Study of Non-Covalent Protein-Hydrophobic Ligand Complexes by Electrospray Ionization Mass Spectrometry

This thesis describes the development and application of techniques based on electrospray ionization mass spectrometry (ES-MS) to quantify the protein-hydrophobic ligand interactions in vitro and to investigate the structure and stability of these complexes in the gas phase. Bovine β-lactoglobulin (Lg), and its interactions with fatty acids (FA) served as model systems for this study.;The stoichiometry and affinity of non-covalent hydrophobic interactions between Lg and six long chain FAs in solution were evaluated using the direct ES-MS assay. Under the optimized condition, binding constants (Ka) measured for the longer FAs are in good agreement with values obtained using a fluorescence assay. However, Ka values measured for shorter FAs are significantly smaller than expected; for the shortest FA investigated, no complex ions could be detected. These findings suggest the occurrence of in-source dissociation of the complexes. However, for the shorter FAs, affinities obtained using the reference ligand method were found in good agreement with reported values.;The structure and stability of the gaseous deprotonated ions of the (Lg + FA) complexes were investigated using various experimental and computational methods. Rate constants and the corresponding Arrhenius parameters were determined for the loss of neutral FA from the (Lg + FA)7- ions using time-resolved blackbody infrared radiative dissociation measurements.
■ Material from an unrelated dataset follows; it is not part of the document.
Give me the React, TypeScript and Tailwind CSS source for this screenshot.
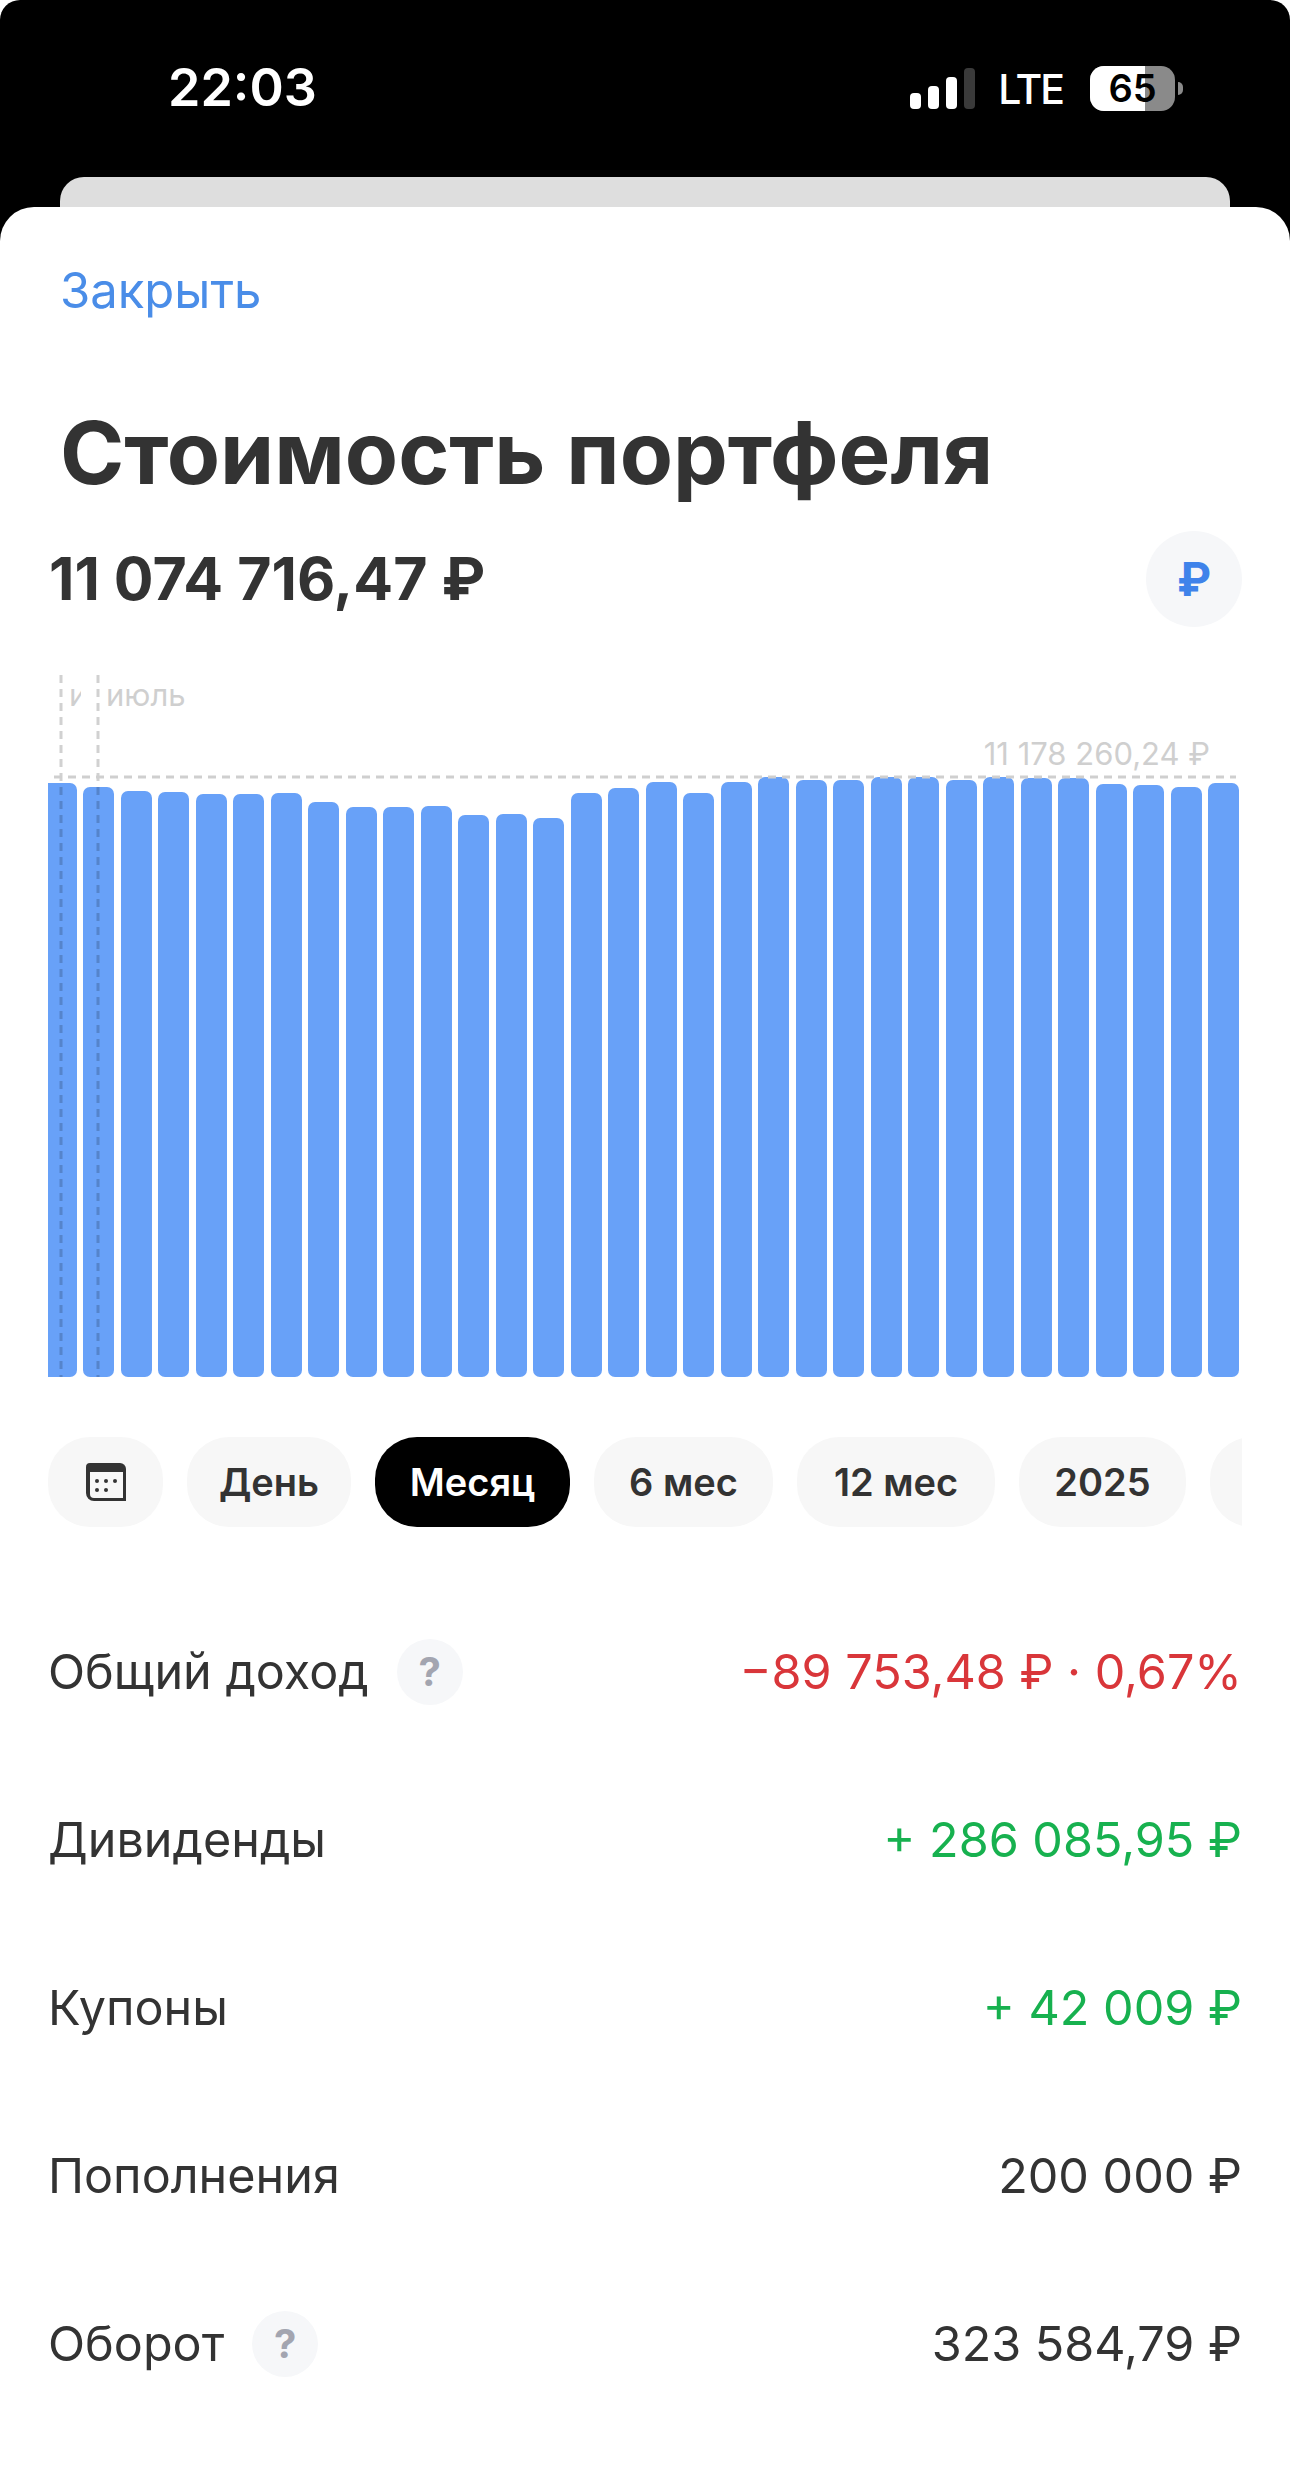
const barTops = [
  783, 787, 791, 792, 794, 794, 793, 802, 807, 807, 806, 815, 814, 818, 793, 788,
  782, 793, 782, 777, 780, 780, 777, 777, 780, 777, 778, 778, 784, 785, 787, 783,
];

const rows = [
  { label: "Общий доход", value: "−89 753,48 ₽ · 0,67%", color: "text-[#d9363a]", help: true },
  { label: "Дивиденды", value: "+ 286 085,95 ₽", color: "text-[#17b14f]" },
  { label: "Купоны", value: "+ 42 009 ₽", color: "text-[#17b14f]" },
  { label: "Пополнения", value: "200 000 ₽", color: "text-[#333333]" },
  { label: "Оборот", value: "323 584,79 ₽", color: "text-[#333333]", help: true },
];

const StatusBar = () => (
  <div className="flex h-[177px] items-start justify-between pl-[168px] pr-[107px] pt-[58px] text-white">
    <span className="text-[52px] font-semibold leading-[60px]">22:03</span>
    <div className="flex items-center pt-[6px]">
      <div className="flex items-end gap-[7px]">
        <span className="h-[16px] w-[11px] rounded-[4px] bg-white" />
        <span className="h-[23px] w-[11px] rounded-[4px] bg-white" />
        <span className="h-[32px] w-[11px] rounded-[4px] bg-white" />
        <span className="h-[41px] w-[11px] rounded-[4px] bg-[#3a3a3a]" />
      </div>
      <span className="ml-[23px] pt-[3px] text-[41px] font-medium leading-[45px] tracking-[-0.05em]">LTE</span>
      <div className="relative ml-[27px] h-[45px] w-[85px] overflow-hidden rounded-[14px] bg-[#8a8a8a]">
        <div className="h-full w-[55px] bg-white" />
        <span className="absolute inset-0 flex items-center justify-center text-[38px] font-semibold text-black">
          65
        </span>
      </div>
      <span className="ml-[3px] h-[13px] w-[5px] rounded-r-full bg-[#8a8a8a]" />
    </div>
  </div>
);

const Chart = () => (
  <div className="relative mt-[48px] h-[702px] w-[1194px]">
    <div className="flex h-full items-end gap-[6.5px]">
      {barTops.map((top, i) => (
        <div
          key={i}
          className={
            i === 0
              ? "w-[28.5px] shrink-0 rounded-r-[7px] bg-[#68a1f8]"
              : "w-[31px] shrink-0 rounded-[7px] bg-[#68a1f8]"
          }
          style={{ height: 1377 - top }}
        />
      ))}
    </div>
    <svg className="absolute inset-0" width="1194" height="702" fill="none">
      <path d="M13 0V702M50 0V702" stroke="#000000" strokeOpacity="0.18" strokeWidth="3" strokeDasharray="8 6" />
      <path d="M6 102H1188" stroke="#cfcfcf" strokeWidth="3" strokeDasharray="8 6" />
    </svg>
    <div className="absolute left-[21px] top-[2px] w-[12px] overflow-hidden text-[31px] leading-[36px] text-[#cfcfcf]">
      и
    </div>
    <div className="absolute left-[58px] top-[2px] text-[31px] leading-[36px] text-[#cfcfcf]">июль</div>
    <div className="absolute right-[32px] top-[61px] text-[31px] leading-[36px] text-[#cfcfcf]">
      11 178 260,24 ₽
    </div>
  </div>
);

const chipClass =
  "flex h-[90px] shrink-0 items-center justify-center rounded-[42px] text-[38px] font-semibold";

const chipIdle = `${chipClass} bg-[#f7f7f7] text-[#333333]`;

const Chips = () => (
  <div className="mt-[60px] flex w-[1194px] gap-[24px] overflow-hidden">
    <div className={`${chipIdle} w-[115px]`}>
      <svg width="40" height="38" viewBox="0 0 40 38">
        <path d="M4 0h30a6 6 0 0 1 6 6v32H8a8 8 0 0 1-8-8V4a4 4 0 0 1 4-4z" fill="#333333" />
        <path d="M4 9h33v26H8a4 4 0 0 1-4-4z" fill="#f7f7f7" />
        <circle cx="11" cy="18" r="2" fill="#333333" />
        <circle cx="20" cy="18" r="2" fill="#333333" />
        <circle cx="29" cy="18" r="2" fill="#333333" />
        <circle cx="11" cy="27" r="2" fill="#333333" />
        <circle cx="20" cy="27" r="2" fill="#333333" />
      </svg>
    </div>
    <div className={`${chipIdle} w-[164px]`}>День</div>
    <div className={`${chipClass} w-[195px] bg-black text-white`}>Месяц</div>
    <div className={`${chipIdle} w-[179px]`}>6 мес</div>
    <div className={`${chipIdle} w-[198px]`}>12 мес</div>
    <div className={`${chipIdle} w-[167px]`}>2025</div>
    <div className={`${chipIdle} w-[120px]`} />
  </div>
);

const HelpBadge = () => (
  <span className="ml-[28px] flex h-[66px] w-[66px] items-center justify-center rounded-full bg-[#f6f7f9] text-[40px] font-bold text-[#a3a5b0]">
    ?
  </span>
);

export default function App() {
  return (
    <div className="h-[2473px] w-[1290px] overflow-hidden bg-white font-['Inter',sans-serif]">
      <div className="h-full rounded-t-[20px] bg-black">
        <StatusBar />
        <div className="mx-[60px] h-[30px] rounded-t-[24px] bg-[#dedede]" />
        <div className="h-[2266px] rounded-t-[34px] bg-white pl-[48px]">
          <div className="pl-[12px] pt-[56px] text-[49px] leading-[56px] text-[#4a8de8]">Закрыть</div>
          <h1 className="mt-[82px] pl-[12px] text-[87px] font-bold leading-[104px] text-[#333333]">
            Стоимость портфеля
          </h1>
          <div className="mt-[26px] flex w-[1194px] items-center justify-between">
            <span className="pl-[1px] text-[59px] font-bold leading-[96px] text-[#333333]">11 074 716,47 ₽</span>
            <span className="flex h-[96px] w-[96px] items-center justify-center rounded-full bg-[#f6f7f9] text-[46px] font-bold text-[#3f83ea]">
              ₽
            </span>
          </div>
          <Chart />
          <Chips />
          <div className="mt-[61px] w-[1194px]">
            {rows.map((row) => (
              <div key={row.label} className="flex h-[168px] items-center justify-between text-[48.5px] text-[#333333]">
                <div className="flex items-center">
                  {row.label}
                  {row.help && <HelpBadge />}
                </div>
                <span className={row.color}>{row.value}</span>
              </div>
            ))}
          </div>
        </div>
      </div>
    </div>
  );
}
These kinetic data, together with results of molecular dynamics simulations provide compelling evidence that the acyl chain of FAs is retained within the hydrophobic cavity of Lg in the gas phase. Comparison of the dissociation kinetics for the gaseous (Lg + FA)n- ions with those determined by surface plasmon resonance spectroscopy for the complexes in water provides evidence for a late dissociative transition state for FA loss. A late dissociative transition state operating in the gas phase is also supported by results of deuterium kinetic isotope effects. Finally, the average energetic contributions of -CH3, >CH2 and -CH2=CH2- groups to the stability of the (Lg + FA)7- ions were established from the Arrhenius parameters determined for a series of saturated, unsaturated, and branched FAs.